Give the number of lines below that contain the word "React", and nothing else.

┌─ Exercise materials

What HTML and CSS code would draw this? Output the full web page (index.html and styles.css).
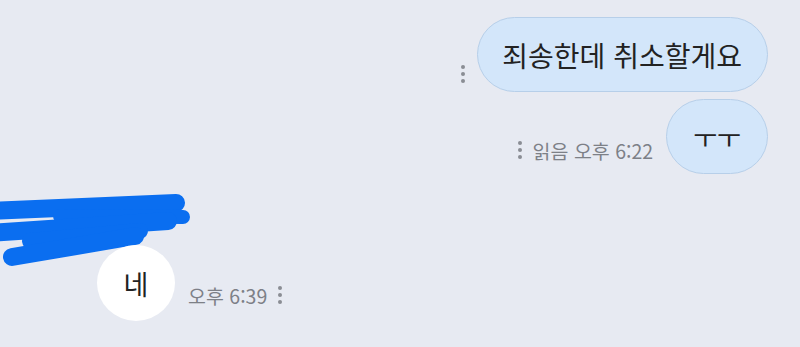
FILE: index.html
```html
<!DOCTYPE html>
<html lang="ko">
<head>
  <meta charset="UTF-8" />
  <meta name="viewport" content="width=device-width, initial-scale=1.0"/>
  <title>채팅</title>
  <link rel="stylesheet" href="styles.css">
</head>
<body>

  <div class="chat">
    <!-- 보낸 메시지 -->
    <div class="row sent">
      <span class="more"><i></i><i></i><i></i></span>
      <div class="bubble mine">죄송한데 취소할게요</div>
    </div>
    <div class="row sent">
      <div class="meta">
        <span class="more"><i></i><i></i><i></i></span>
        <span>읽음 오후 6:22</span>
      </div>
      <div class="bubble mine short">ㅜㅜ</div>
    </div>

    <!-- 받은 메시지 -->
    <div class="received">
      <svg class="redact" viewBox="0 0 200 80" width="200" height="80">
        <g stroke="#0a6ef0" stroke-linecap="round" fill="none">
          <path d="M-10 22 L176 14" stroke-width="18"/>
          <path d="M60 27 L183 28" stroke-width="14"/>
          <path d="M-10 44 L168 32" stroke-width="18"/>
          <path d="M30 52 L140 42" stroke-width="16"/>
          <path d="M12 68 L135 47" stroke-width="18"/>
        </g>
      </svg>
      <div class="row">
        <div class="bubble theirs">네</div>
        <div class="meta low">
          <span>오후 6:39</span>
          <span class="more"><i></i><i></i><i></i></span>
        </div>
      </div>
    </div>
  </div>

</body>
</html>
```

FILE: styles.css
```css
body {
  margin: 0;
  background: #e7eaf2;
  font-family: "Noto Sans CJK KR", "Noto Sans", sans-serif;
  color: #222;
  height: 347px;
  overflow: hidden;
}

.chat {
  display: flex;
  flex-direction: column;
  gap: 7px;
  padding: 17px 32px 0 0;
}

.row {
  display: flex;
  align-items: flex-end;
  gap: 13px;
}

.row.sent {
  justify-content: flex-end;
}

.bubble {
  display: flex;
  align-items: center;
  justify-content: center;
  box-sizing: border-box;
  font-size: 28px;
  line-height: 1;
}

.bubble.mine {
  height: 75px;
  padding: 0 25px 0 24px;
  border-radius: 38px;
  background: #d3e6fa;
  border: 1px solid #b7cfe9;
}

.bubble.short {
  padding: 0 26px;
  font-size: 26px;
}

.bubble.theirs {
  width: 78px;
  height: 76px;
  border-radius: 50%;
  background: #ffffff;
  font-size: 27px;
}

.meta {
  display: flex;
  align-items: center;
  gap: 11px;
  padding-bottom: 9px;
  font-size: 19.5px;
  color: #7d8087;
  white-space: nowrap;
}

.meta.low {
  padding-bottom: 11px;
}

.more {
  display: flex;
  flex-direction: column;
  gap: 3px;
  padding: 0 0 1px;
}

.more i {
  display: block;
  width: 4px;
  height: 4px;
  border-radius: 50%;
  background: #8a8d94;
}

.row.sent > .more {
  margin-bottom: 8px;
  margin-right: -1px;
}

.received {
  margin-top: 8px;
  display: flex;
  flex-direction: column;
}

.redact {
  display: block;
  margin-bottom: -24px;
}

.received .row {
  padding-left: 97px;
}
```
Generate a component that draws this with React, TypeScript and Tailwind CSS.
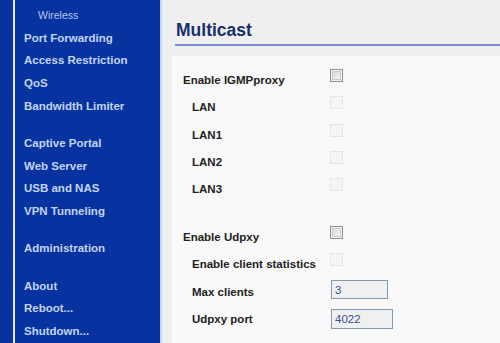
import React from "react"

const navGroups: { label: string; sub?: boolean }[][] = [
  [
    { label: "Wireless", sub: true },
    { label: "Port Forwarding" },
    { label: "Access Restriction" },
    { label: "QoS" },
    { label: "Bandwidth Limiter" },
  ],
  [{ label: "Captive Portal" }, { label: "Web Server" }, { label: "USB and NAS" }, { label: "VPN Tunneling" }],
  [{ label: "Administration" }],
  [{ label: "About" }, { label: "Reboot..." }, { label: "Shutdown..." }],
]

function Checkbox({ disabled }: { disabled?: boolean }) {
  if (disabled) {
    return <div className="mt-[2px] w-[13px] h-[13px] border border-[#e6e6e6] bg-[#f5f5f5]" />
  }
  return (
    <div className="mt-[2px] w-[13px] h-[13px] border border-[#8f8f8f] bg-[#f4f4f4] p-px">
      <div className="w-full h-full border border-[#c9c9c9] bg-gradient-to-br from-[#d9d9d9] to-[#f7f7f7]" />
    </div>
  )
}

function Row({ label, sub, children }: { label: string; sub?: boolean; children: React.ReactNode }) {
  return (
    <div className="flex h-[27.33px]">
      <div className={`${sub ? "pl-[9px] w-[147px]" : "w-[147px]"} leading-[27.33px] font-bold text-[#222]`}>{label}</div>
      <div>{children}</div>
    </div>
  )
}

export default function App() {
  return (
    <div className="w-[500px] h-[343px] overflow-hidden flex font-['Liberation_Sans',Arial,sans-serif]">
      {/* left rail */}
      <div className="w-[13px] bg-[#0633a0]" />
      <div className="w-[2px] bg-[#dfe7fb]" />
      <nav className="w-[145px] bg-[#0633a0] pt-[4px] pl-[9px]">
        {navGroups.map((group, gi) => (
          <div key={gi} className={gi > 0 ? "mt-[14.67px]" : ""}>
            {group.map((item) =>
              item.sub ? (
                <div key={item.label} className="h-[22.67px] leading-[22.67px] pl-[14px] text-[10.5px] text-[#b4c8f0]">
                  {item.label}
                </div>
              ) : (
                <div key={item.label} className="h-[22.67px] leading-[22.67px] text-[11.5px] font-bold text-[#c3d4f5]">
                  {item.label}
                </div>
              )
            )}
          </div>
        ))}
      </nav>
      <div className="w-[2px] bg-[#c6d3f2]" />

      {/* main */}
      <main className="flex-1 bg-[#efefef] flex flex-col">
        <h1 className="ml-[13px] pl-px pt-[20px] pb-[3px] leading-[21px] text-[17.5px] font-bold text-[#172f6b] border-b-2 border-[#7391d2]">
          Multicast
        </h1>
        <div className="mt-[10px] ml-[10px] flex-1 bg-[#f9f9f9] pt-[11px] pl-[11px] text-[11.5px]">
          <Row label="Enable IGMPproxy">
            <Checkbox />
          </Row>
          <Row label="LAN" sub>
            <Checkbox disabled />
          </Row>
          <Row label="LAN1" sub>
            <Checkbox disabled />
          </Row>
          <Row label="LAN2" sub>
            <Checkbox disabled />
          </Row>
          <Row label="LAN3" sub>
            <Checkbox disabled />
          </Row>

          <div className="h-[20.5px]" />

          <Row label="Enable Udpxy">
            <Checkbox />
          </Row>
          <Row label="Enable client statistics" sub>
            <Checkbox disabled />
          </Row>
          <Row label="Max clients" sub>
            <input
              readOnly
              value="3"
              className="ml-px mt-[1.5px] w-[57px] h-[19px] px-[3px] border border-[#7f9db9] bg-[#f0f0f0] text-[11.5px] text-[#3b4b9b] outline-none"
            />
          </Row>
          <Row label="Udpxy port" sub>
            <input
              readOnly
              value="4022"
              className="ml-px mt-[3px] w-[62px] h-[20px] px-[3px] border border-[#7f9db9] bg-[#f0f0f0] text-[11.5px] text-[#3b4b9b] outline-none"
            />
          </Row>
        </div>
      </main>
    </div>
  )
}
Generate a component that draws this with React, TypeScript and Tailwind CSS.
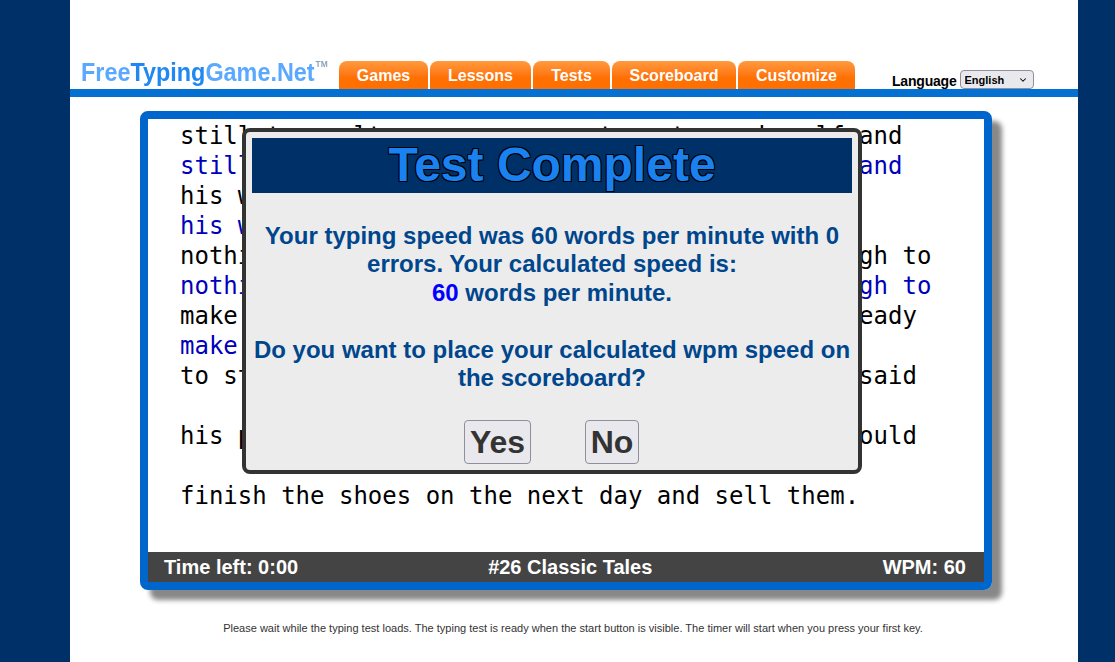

└─

## Response to this task
4